**Your objective:** From the listing below, extract every line in which the word "styles" appears.

**Data excerpt:**
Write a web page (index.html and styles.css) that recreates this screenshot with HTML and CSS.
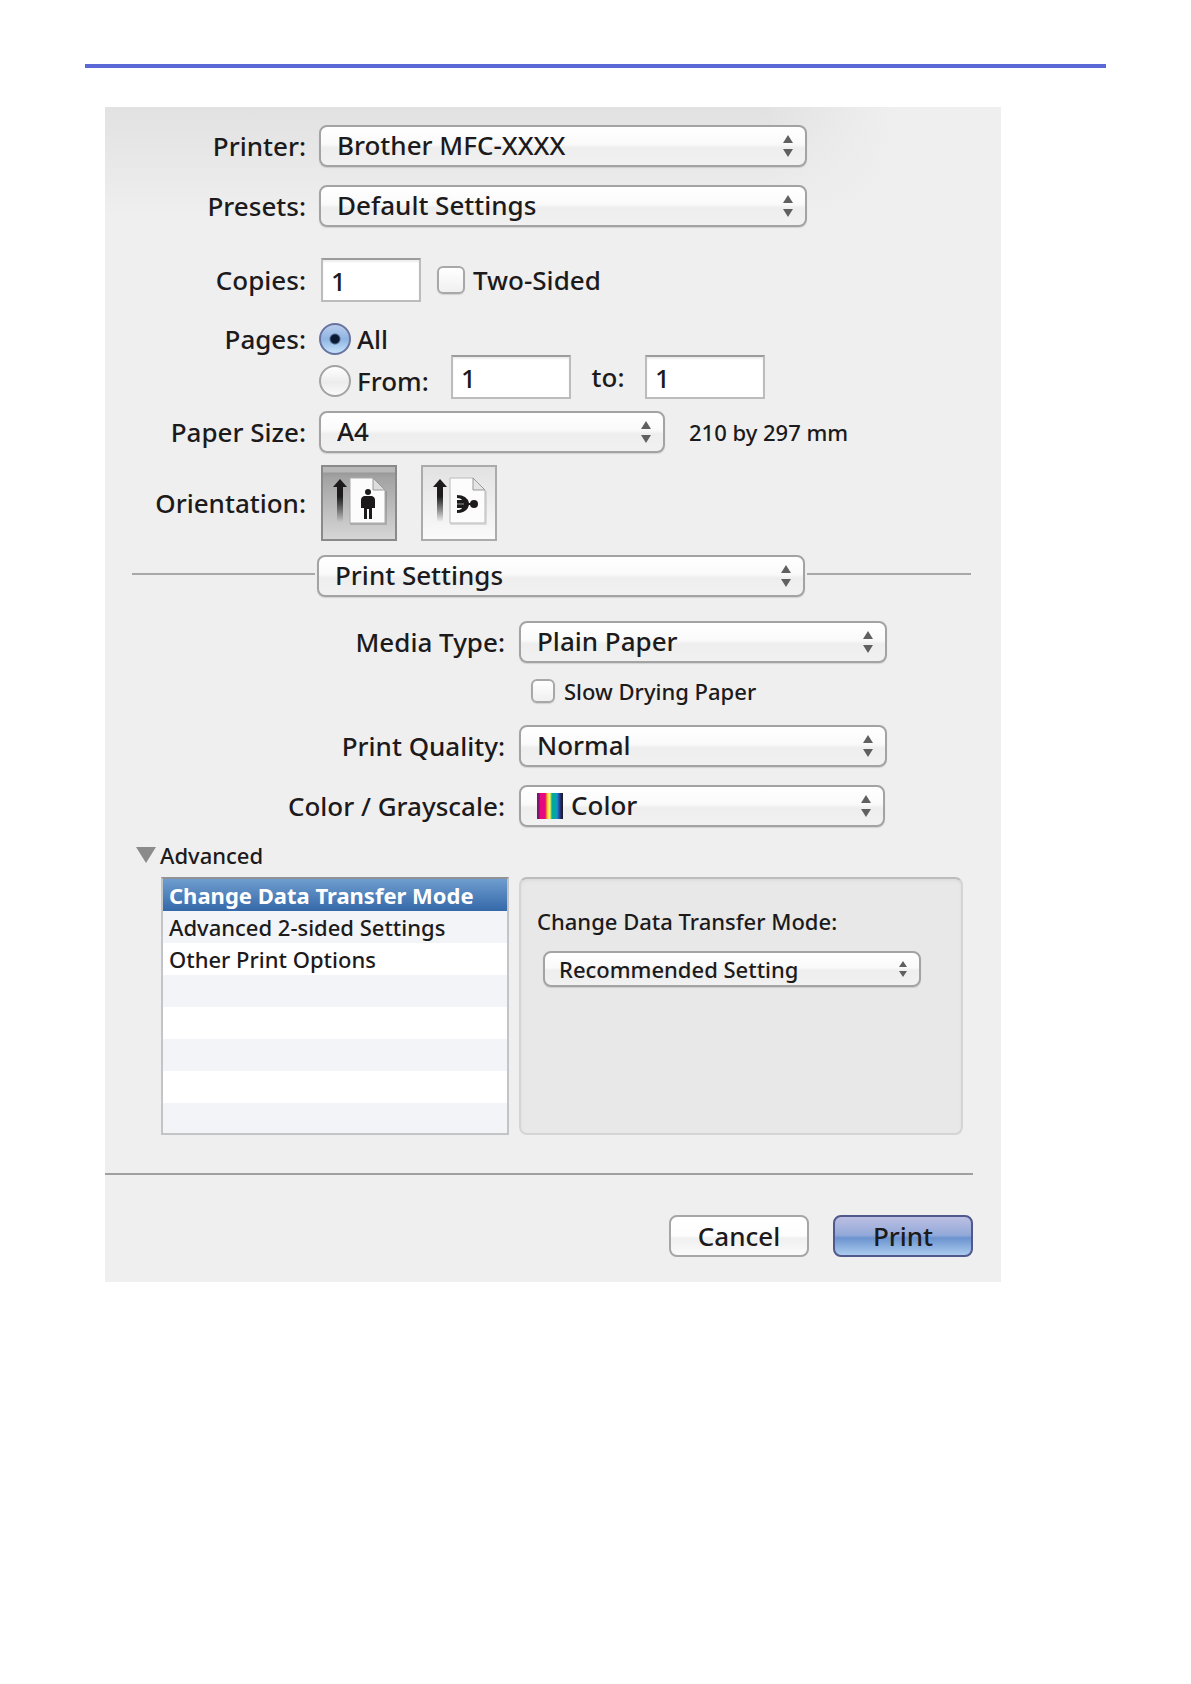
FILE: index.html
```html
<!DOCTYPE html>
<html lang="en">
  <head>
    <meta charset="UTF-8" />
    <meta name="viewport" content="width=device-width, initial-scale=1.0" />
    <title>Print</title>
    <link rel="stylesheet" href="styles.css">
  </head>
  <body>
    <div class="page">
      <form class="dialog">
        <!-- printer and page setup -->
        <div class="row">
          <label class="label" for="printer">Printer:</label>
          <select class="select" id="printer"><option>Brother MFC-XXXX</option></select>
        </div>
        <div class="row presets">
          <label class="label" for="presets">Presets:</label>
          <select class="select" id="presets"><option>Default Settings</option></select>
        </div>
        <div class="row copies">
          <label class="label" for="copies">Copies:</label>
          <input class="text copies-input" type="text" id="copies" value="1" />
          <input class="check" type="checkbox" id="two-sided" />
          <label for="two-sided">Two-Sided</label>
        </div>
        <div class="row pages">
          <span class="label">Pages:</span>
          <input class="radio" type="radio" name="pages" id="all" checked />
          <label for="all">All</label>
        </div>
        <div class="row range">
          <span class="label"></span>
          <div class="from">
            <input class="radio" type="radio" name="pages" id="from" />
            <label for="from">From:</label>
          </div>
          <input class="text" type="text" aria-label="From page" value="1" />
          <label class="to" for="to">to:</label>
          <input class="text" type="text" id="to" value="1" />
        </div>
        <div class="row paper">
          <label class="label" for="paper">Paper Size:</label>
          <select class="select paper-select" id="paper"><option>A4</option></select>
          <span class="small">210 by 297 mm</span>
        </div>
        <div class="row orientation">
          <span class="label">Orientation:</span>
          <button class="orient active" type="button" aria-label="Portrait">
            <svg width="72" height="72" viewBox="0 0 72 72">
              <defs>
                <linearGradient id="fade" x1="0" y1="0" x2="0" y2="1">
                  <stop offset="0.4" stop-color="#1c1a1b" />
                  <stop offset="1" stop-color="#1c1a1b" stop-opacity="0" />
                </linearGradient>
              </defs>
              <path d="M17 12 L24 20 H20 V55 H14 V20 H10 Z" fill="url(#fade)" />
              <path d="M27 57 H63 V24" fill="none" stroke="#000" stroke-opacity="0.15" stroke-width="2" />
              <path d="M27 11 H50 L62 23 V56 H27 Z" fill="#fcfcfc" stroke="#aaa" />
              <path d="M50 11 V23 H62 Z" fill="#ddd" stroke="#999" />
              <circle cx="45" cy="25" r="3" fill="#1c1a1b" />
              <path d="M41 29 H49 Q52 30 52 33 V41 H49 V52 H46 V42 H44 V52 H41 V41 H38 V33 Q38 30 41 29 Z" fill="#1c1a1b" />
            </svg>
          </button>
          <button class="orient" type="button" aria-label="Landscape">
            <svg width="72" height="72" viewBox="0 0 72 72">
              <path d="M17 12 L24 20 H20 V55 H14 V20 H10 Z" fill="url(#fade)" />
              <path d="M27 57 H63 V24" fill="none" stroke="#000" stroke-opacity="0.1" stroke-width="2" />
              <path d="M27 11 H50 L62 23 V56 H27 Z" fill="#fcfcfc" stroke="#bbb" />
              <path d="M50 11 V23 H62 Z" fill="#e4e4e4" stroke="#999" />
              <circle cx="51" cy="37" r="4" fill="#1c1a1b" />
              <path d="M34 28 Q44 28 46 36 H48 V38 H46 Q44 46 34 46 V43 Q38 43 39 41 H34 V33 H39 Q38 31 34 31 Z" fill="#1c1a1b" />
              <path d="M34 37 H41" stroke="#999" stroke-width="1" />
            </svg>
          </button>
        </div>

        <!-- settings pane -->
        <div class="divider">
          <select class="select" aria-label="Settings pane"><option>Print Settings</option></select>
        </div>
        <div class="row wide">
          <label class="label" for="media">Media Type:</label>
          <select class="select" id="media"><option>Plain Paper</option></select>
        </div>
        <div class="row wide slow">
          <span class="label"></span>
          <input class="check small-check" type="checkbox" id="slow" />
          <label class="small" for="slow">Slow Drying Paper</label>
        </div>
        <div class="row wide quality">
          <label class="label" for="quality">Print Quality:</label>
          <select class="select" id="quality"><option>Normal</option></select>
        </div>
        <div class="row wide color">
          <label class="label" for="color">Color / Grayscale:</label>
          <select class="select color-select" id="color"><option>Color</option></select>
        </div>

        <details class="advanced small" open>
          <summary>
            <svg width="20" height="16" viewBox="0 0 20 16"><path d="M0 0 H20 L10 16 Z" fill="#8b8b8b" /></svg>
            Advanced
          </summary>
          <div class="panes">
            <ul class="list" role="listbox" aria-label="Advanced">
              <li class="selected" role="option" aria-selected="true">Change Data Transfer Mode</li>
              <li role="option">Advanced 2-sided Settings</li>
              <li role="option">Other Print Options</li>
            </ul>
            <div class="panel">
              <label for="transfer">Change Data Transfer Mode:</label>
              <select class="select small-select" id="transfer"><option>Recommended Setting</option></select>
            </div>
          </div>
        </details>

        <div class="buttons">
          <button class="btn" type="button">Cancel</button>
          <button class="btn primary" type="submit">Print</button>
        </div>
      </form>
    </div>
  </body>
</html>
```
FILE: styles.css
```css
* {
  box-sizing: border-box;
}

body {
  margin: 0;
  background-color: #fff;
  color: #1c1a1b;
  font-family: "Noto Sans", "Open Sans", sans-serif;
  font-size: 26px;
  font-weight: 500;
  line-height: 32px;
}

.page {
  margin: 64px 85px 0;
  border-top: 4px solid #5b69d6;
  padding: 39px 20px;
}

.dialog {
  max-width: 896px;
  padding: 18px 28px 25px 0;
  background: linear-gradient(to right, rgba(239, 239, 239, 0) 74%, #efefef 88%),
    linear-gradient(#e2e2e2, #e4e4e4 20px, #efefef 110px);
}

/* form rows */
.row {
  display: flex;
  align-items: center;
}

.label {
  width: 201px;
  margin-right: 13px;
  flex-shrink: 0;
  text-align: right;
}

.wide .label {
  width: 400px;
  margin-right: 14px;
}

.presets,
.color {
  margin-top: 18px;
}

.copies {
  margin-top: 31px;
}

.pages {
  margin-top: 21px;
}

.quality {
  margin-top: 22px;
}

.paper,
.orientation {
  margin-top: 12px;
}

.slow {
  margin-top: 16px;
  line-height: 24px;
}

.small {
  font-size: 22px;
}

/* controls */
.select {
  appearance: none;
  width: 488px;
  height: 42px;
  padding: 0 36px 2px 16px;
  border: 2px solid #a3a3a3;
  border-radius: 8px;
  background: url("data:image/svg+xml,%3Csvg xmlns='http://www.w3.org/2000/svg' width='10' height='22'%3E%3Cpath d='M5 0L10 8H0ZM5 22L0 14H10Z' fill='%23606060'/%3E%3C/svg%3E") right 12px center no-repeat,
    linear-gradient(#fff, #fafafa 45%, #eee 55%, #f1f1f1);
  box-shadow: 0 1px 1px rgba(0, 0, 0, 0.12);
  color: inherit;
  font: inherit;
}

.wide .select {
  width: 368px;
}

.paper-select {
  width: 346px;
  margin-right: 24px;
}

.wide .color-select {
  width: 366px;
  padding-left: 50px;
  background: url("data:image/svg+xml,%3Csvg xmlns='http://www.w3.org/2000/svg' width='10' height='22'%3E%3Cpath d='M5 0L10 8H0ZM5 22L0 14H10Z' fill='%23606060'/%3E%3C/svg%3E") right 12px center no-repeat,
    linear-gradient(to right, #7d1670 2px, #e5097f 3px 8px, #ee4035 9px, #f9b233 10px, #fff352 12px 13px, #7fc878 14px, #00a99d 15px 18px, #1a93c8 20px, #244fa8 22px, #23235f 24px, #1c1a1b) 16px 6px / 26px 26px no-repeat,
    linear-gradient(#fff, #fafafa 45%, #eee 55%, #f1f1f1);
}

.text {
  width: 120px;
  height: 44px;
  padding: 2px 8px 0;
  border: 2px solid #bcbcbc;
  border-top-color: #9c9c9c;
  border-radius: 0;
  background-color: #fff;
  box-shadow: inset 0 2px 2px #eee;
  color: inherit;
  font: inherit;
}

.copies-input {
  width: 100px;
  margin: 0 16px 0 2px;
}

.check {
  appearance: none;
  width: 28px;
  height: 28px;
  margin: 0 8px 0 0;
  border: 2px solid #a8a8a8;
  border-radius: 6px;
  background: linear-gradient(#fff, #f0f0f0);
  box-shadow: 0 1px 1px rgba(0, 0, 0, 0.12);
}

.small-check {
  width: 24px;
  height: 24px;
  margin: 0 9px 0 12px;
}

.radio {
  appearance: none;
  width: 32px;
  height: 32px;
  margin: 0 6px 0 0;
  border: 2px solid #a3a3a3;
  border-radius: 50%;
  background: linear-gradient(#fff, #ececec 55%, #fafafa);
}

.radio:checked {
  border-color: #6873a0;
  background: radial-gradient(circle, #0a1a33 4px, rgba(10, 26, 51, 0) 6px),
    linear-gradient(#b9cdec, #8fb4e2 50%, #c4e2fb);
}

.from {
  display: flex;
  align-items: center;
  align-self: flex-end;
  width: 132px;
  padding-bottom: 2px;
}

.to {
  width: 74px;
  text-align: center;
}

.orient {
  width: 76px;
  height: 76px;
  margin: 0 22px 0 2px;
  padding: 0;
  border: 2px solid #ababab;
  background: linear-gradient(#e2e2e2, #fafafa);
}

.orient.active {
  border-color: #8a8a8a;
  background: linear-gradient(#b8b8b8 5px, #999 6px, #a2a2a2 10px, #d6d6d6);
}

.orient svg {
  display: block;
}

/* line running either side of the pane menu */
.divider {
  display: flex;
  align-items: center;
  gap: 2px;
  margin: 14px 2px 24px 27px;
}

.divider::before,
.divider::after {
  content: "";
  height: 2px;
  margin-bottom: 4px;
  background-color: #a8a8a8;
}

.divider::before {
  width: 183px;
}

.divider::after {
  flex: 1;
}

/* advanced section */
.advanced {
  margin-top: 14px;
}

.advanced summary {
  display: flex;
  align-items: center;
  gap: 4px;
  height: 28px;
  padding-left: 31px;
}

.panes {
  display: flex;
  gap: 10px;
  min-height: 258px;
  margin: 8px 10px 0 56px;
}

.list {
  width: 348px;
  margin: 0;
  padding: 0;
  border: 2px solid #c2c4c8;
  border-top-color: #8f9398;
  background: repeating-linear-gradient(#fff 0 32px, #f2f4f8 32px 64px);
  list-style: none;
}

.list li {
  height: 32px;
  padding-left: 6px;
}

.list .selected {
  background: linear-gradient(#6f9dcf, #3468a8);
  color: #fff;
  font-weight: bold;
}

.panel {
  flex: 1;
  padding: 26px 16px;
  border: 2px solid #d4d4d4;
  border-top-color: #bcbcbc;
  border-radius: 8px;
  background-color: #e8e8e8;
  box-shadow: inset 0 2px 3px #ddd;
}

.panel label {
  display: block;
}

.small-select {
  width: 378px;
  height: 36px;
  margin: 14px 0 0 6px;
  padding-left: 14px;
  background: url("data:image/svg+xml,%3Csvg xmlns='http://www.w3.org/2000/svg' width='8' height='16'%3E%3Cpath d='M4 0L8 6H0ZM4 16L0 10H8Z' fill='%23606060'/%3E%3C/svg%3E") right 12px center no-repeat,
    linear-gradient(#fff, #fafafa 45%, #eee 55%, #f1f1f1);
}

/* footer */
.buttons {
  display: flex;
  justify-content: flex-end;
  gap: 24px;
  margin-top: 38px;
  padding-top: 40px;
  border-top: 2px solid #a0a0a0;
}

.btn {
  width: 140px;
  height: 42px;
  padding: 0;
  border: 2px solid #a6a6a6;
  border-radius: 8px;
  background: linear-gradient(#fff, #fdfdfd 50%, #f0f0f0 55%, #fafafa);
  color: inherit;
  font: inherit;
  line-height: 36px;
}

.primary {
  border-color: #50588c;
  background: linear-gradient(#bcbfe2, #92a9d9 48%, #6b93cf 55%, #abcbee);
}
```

**Answer below:**
Write a web page (index.html and styles.css) that recreates this screenshot with HTML and CSS.
    <link rel="stylesheet" href="styles.css">
FILE: styles.css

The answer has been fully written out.